A few weeks ago, I heard that Ben and Jerry’s, at the behest of their fan base, had decided to dabble in developing a few vegan-friendly ice-cream flavors. I’ve made my own ice-cream before, but the simplicity of my vanilla (which is the bee’s knees by the way) does not compare by any measure to the rich complexity of B&J’s proposed flavors. Peanut butter and cookies, chocolate fudge brownie, coffee caramel fudge, etc…. As soon as I heard news of the imminent arrival of these succulent frozen sweets, I prepared myself for the weight gain that would inevitably follow. For the next three weeks, once a week, I made an excursion to Harris Teeter only to leave with two re-usable shopping bags full of bitter disappointment. So I waited, and waited, eventually making a request to have the non-dairy flavors brought in, presumably imported from some far-off magical vegan land where humans and vegetables skip hand-in-hand under the sun. The tension at this point had been so drawn out that I could just about taste it; God, please don’t let my ice-cream dreams taste like this! Time passes and we arrive at the present day, or rather, the present yesterday. I make my weekly Thursday expedition to food conglomerate land, no longer burdened down with the weight of my naïve expectations of immediate ice-cream release. I should have known from the drab overcast that hung over the city that this was going to be a day filled with frozen divinity. There they were, finally, my long awaited non-dairy frozen indulgences. I grabbed two quarts!
The walk home was excruciating, not just because I forgot to bring a re-usable bag and my soon to be mutilated ice-cream friends were chilling my fingers to the bone, but also because I was so close to living out the fantasy I had been developing in my head for so long. I finally reached my house and immediately appropriated my only spoon, only to realize that it was enveloped in the residue of last night’s vegetable soup! Such a vessel was not worthy for the deliverance of such divine frozen goodness; it had to be cleaned. In our moments of greatest excitement, it’s always the little things that seem to serve as the most debilitating inhibitions on our happiness. After purifying my spoon the time had come to choose which flavor I wanted to serve as my introduction to this new world of non-dairy delicacies. A mother should never have to choose between two of her children when one of them is destined to be mutilated and gluttonously consumed. As in all these cases though, it’s the child who is covered in peanut butter in cookies that is always pre-destined for expedited destruction. I sit down at the command center in my room. I open the carton.
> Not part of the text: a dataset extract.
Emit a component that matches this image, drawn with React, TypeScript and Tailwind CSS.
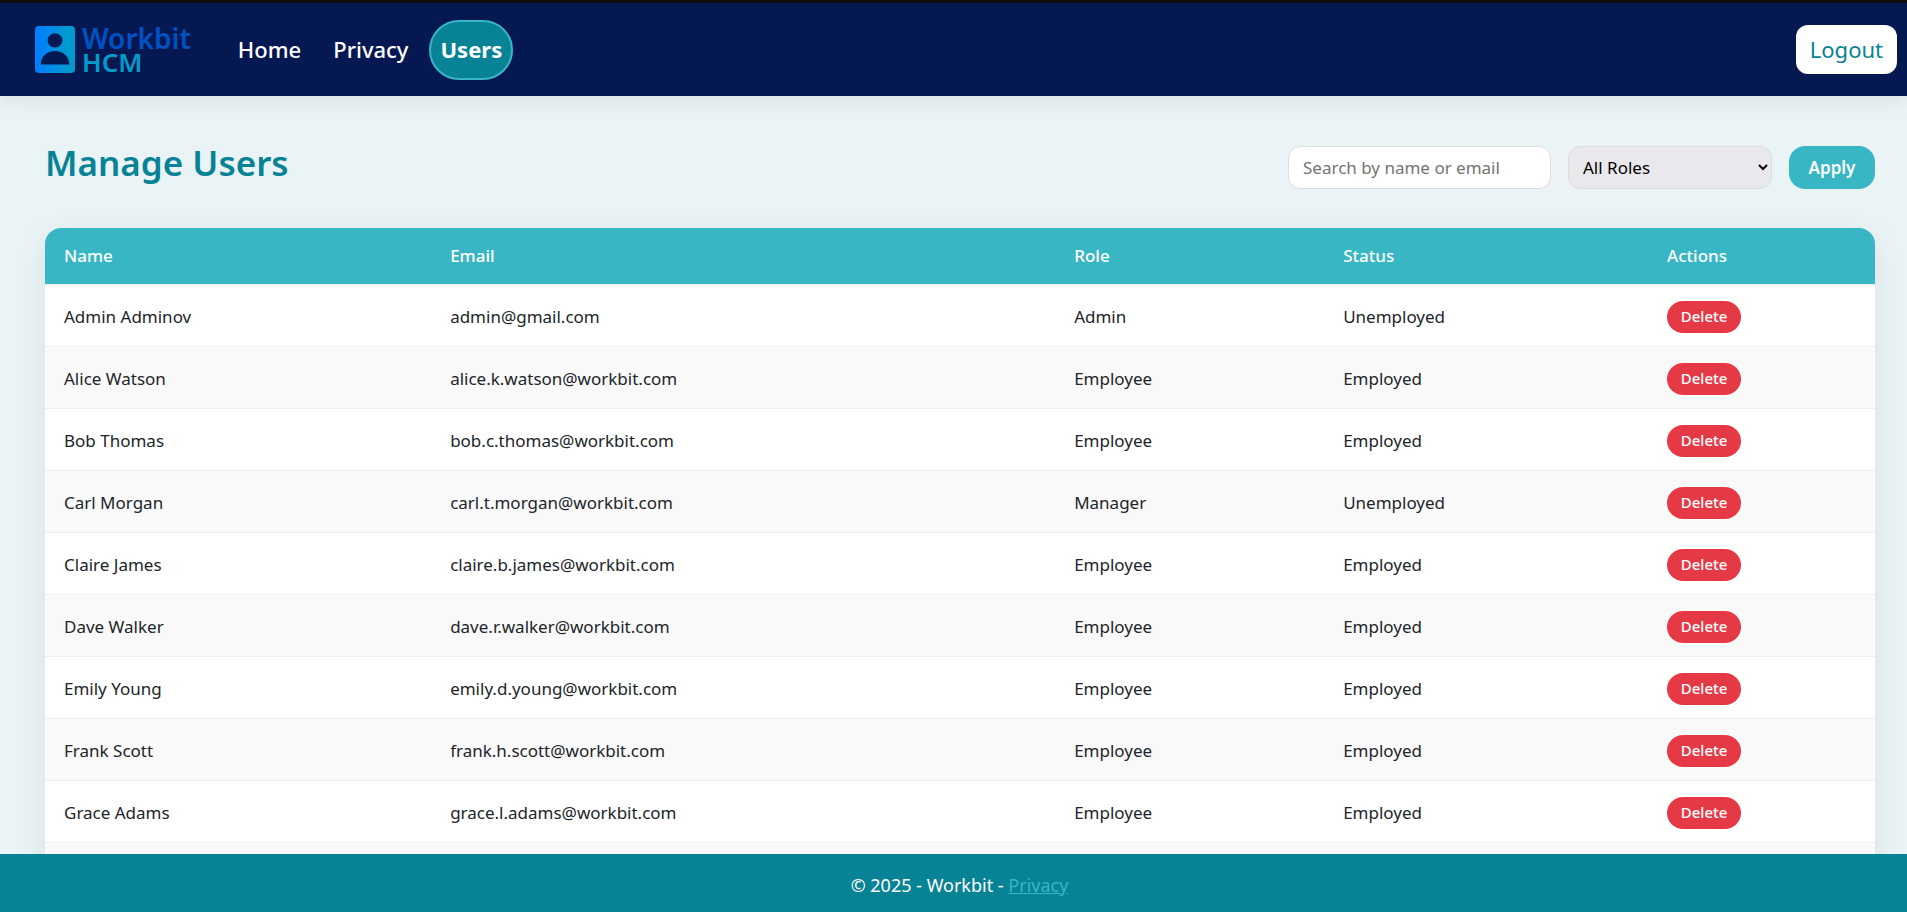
const users = [
  ['Admin Adminov', 'admin@gmail.com', 'Admin', 'Unemployed'],
  ['Alice Watson', 'alice.k.watson@workbit.com', 'Employee', 'Employed'],
  ['Bob Thomas', 'bob.c.thomas@workbit.com', 'Employee', 'Employed'],
  ['Carl Morgan', 'carl.t.morgan@workbit.com', 'Manager', 'Unemployed'],
  ['Claire James', 'claire.b.james@workbit.com', 'Employee', 'Employed'],
  ['Dave Walker', 'dave.r.walker@workbit.com', 'Employee', 'Employed'],
  ['Emily Young', 'emily.d.young@workbit.com', 'Employee', 'Employed'],
  ['Frank Scott', 'frank.h.scott@workbit.com', 'Employee', 'Employed'],
  ['Grace Adams', 'grace.l.adams@workbit.com', 'Employee', 'Employed'],
];

const columns = [
  { label: 'Name', width: 'w-[21.1%]' },
  { label: 'Email', width: 'w-[34.1%]' },
  { label: 'Role', width: 'w-[14.7%]' },
  { label: 'Status', width: 'w-[17.7%]' },
  { label: 'Actions', width: 'w-[12.4%]' },
];

function Logo() {
  return (
    <a href="#" aria-label="Workbit HCM" className="flex items-center gap-[7px]">
      <svg width="40" height="47" viewBox="0 0 38 47" preserveAspectRatio="none" aria-hidden="true">
        <defs>
          <linearGradient id="badge" x1="0" y1="0" x2="1" y2="0">
            <stop offset="0.1" stopColor="#0080fb" />
            <stop offset="0.8" stopColor="#0099d0" />
          </linearGradient>
        </defs>
        <path
          fill="url(#badge)"
          fillRule="evenodd"
          d="M4 0h30a4 4 0 0 1 4 4v39a4 4 0 0 1-4 4H4a4 4 0 0 1-4-4V4a4 4 0 0 1 4-4ZM19 7.200a7 7.200 0 1 0 0 14.400a7 7.200 0 1 0 0-14.400ZM5.500 38.500h27.200C32.700 31 27 25 19 25S5.500 31 5.500 38.500Z"
        />
      </svg>
      <span className="flex flex-col text-[28px] leading-6 font-semibold">
        <span className="text-[#0052c2]">Workbit</span>
        <span className="text-[26px] text-[#009dcc]">HCM</span>
      </span>
    </a>
  );
}

export default function App() {
  return (
    <div className="flex h-screen flex-col overflow-hidden bg-[#eaf4f7] font-['Noto_Sans','Open_Sans',sans-serif] text-[17px] text-[#212529]">
      <header className="relative flex h-24 shrink-0 items-center border-t-3 border-[#0d0d0d] bg-[#061852] pr-2.5 pl-[35px] shadow-[0_4px_20px_rgba(0,0,0,0.08)]">
        <Logo />
        <nav className="ml-9 flex items-center gap-2.5 text-[22px] font-medium text-white">
          <a href="#" className="px-[11px]">Home</a>
          <a href="#" className="px-[11px]">Privacy</a>
          <a href="#" className="flex h-[60px] items-center rounded-[30px] border-2 border-[#38b6c4] bg-[#088395] px-[9px] font-bold">
            Users
          </a>
        </nav>
        <button className="ml-auto h-[49px] rounded-xl bg-white px-3.5 text-[22px] text-[#088395]">
          Logout
        </button>
      </header>

      <main className="min-h-0 flex-1 overflow-hidden pr-8 pl-[45px] pt-[50px]">
        <div className="mb-[39px] flex h-[43px] items-center justify-between">
          <h1 className="pb-2.5 text-[35px] leading-[43px] font-semibold text-[#088395]">Manage Users</h1>
          <form className="flex h-full gap-[17px]" onSubmit={(e) => e.preventDefault()}>
            <input
              type="search"
              aria-label="Search by name or email"
              placeholder="Search by name or email"
              className="w-[263px] rounded-xl border border-[#dddddd] bg-white px-3.5 placeholder:text-[#757575]"
            />
            <select
              aria-label="Role"
              className="w-[204px] rounded-xl border border-[#dddddd] bg-[#e9e9ed] px-2.5 text-black"
            >
              <option>All Roles</option>
              <option>Admin</option>
              <option>Manager</option>
              <option>Employee</option>
            </select>
            <button className="w-[86px] rounded-2xl bg-[#38b6c4] font-semibold text-white">Apply</button>
          </form>
        </div>

        <div className="overflow-hidden rounded-2xl bg-white shadow-[0_8px_32px_rgba(0,0,0,0.08)]">
          <table className="w-full table-fixed border-collapse text-left">
            <thead className="bg-[#38b6c4] text-white">
              <tr className="h-14">
                {columns.map((c) => (
                  <th key={c.label} className={`${c.width} px-[19px] font-medium`}>{c.label}</th>
                ))}
              </tr>
            </thead>
            <tbody>
              {users.map((u) => (
                <tr key={u[1]} className="h-[62px] border-t border-[#eeeeee] even:bg-[#f9f9f9]">
                  {u.map((v, i) => (
                    <td key={i} className="px-[19px] pt-[3px]">{v}</td>
                  ))}
                  <td className="px-[19px] pt-[3px]">
                    <button className="block h-8 w-[74px] rounded-2xl bg-[#e63946] text-[15px] font-medium text-white">
                      Delete
                    </button>
                  </td>
                </tr>
              ))}
              <tr className="h-[62px] border-t border-[#eeeeee] even:bg-[#f9f9f9]">
                <td colSpan={5} />
              </tr>
            </tbody>
          </table>
        </div>
      </main>

      <footer className="relative flex h-[58px] shrink-0 items-center justify-center bg-[#088395] pt-1 pl-3 text-[18px] text-white">
        <p>
          © 2025 - Workbit - <a href="#" className="text-[#38b6c4] underline">Privacy</a>
        </p>
      </footer>
    </div>
  );
}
Charleston goes quiet and I gently break the soft, frozen surface, all the while caressing the chilled, moist residue that has encased the container. I bring my vessel forward and, ever so slowly, it enters my mouth…
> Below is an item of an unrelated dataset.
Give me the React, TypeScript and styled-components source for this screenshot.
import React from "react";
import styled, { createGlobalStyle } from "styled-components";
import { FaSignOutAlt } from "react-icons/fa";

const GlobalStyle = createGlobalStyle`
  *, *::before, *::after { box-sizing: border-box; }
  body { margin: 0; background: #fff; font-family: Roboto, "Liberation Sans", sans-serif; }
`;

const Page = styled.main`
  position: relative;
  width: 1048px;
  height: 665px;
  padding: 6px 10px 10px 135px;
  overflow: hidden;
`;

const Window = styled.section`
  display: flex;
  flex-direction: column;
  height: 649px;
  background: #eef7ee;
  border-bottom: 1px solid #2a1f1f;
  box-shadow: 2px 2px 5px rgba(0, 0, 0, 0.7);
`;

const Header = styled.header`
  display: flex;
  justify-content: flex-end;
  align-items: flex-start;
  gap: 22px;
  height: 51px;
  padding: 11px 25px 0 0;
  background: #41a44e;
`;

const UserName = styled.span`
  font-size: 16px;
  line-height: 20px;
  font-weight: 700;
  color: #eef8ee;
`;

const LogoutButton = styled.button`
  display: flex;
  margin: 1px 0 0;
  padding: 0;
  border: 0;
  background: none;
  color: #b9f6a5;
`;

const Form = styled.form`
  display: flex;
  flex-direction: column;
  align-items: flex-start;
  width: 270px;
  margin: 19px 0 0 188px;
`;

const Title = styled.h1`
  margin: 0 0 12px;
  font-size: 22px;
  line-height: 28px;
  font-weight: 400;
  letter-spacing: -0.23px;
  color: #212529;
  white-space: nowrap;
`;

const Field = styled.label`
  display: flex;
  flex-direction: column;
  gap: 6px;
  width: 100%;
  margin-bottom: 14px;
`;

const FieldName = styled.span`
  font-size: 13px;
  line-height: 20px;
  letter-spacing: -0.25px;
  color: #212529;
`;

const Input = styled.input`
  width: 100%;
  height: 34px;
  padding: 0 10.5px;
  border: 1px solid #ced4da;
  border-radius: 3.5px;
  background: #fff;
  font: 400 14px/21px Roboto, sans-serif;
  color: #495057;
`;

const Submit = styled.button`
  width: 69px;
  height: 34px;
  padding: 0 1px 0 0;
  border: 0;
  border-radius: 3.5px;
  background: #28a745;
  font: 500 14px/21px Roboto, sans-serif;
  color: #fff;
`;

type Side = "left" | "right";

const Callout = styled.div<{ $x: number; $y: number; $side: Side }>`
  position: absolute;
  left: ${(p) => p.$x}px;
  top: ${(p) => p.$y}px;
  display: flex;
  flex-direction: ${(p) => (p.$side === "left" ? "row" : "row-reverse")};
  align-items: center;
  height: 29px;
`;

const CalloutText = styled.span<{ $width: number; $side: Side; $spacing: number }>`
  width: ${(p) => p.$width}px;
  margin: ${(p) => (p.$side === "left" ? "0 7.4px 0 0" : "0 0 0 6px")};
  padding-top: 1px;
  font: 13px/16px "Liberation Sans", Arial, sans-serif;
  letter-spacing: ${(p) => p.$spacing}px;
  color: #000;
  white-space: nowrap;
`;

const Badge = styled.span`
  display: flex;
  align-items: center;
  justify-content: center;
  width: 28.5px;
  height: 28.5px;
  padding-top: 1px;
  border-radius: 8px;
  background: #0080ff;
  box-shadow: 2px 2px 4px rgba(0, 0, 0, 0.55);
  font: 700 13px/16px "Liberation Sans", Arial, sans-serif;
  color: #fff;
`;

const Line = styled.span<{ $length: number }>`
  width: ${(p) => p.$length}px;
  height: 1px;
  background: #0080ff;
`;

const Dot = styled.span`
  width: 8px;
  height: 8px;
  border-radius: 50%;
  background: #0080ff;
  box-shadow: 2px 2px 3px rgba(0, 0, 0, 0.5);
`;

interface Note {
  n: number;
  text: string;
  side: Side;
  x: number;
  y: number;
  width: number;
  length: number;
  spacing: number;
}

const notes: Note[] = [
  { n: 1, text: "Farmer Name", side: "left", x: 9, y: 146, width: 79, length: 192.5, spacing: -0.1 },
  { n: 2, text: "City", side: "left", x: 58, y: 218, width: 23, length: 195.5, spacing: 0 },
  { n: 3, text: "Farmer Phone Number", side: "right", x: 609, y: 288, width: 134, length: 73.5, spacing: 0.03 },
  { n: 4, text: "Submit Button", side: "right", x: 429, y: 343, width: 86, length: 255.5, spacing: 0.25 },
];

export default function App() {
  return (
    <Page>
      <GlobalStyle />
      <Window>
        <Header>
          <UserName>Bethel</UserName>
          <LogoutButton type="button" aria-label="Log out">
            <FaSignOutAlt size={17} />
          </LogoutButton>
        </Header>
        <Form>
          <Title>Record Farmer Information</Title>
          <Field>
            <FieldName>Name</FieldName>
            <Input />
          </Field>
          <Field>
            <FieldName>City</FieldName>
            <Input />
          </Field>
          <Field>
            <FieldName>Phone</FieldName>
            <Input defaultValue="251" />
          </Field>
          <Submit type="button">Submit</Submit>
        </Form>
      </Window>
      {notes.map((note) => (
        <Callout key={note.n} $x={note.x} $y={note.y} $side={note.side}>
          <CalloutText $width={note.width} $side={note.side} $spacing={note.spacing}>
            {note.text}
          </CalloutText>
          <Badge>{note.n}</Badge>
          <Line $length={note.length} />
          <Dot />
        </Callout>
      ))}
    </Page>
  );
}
EXQUISITE! UTTER PALATABLE DIVINITY!!! The explosion of sweet and salty flavors that I endured sent pleasurable shivers down my body (mainly because it was arctic cold)! My friends, the happiness that engulfed me bordered on ecstasy, and temporarily became the only motivation for my continued existence. This was undoubtedly the most delightful and delicious frozen treat I had ever had in my life, and immediately it became my most persuasive counterargument to the myth that you can’t have immensely gratifying deserts without the inclusion of dairy products. The tension broke and I had found the culinary fulfillment I had craved for so long. I was at peace. That night I devoured the entire carton in an act of gluttony that I am only ever so slightly embarrassed about. I owe greater apologies to my body as opposed to my sensibilities though; as I am sure I consumed more calories than are recommended for any mortal creature.
So why have I bothered to tell this narrative of my ice-cream experience? Admittedly, as a veteran vegan, I think that everybody should try Ben and Jerry’s new ice-cream flavors and consider them as a “healthier” substitute to the traditional ones. More important than that though, I think the fact that they are willing to indulge their vegan fan base by developing these flavors holds important insights into the greater public’s perceptions of social sustainability and their attitude in adopting practices that advance it. The foundation of socially sustainable behavior and systems rests on acceptance and tolerance; accepting that people are different and come from a variety of cultural and social backgrounds, and tolerating their differences even when they interfere with your own. When we look at social injustice on both community and national scales, a lot of the behavior rooted in it can be attributed to strong feelings of prejudice and acts of intolerance. Accepting each other’s differences and becoming more tolerant of our peers sets the groundwork for us to live and grow together. I feel that Ben and Jerry’s efforts to develop a vegan-friendly series of ice-cream flavors shows (since it was widely requested from their fan base) that the diverse peoples that constitute the public are becoming more tolerant to ideals that lie outside of their own (in this case veganism), and are consequently becoming more socially just. This is something that makes me smile, and feeds my optimism for the future.
As utterly delightful as I found Ben and Jerry’s new flavors to be, I confess that I will most likely not be purchasing them again. As I mentioned earlier, I adopted a mostly zero waste lifestyle long ago, and even though these new frozen goodies offer a powerful temptation, I cannot convince myself to indulge in purchasing packaged goods that will go straight to the landfill. Also the base of the ice-cream itself is made with almonds, a nut that is principally grown in California. In a time where there is mass suffering from draught and water scarcity, I cannot justify investing in a crop that uses such an extensive amount of water when so many others need it to survive, especially when the only motivation for that indulgence is my own culinary pleasure. For those who do not feel morally bound by these principles though and are looking for an absolutely exquisite relief to the hot days that will be coming soon, I encourage you as strongly as I can to give Ben and Jerry’s new non-dairy flavors a try and embrace a peanut butter and cookie filled alternative lifestyle!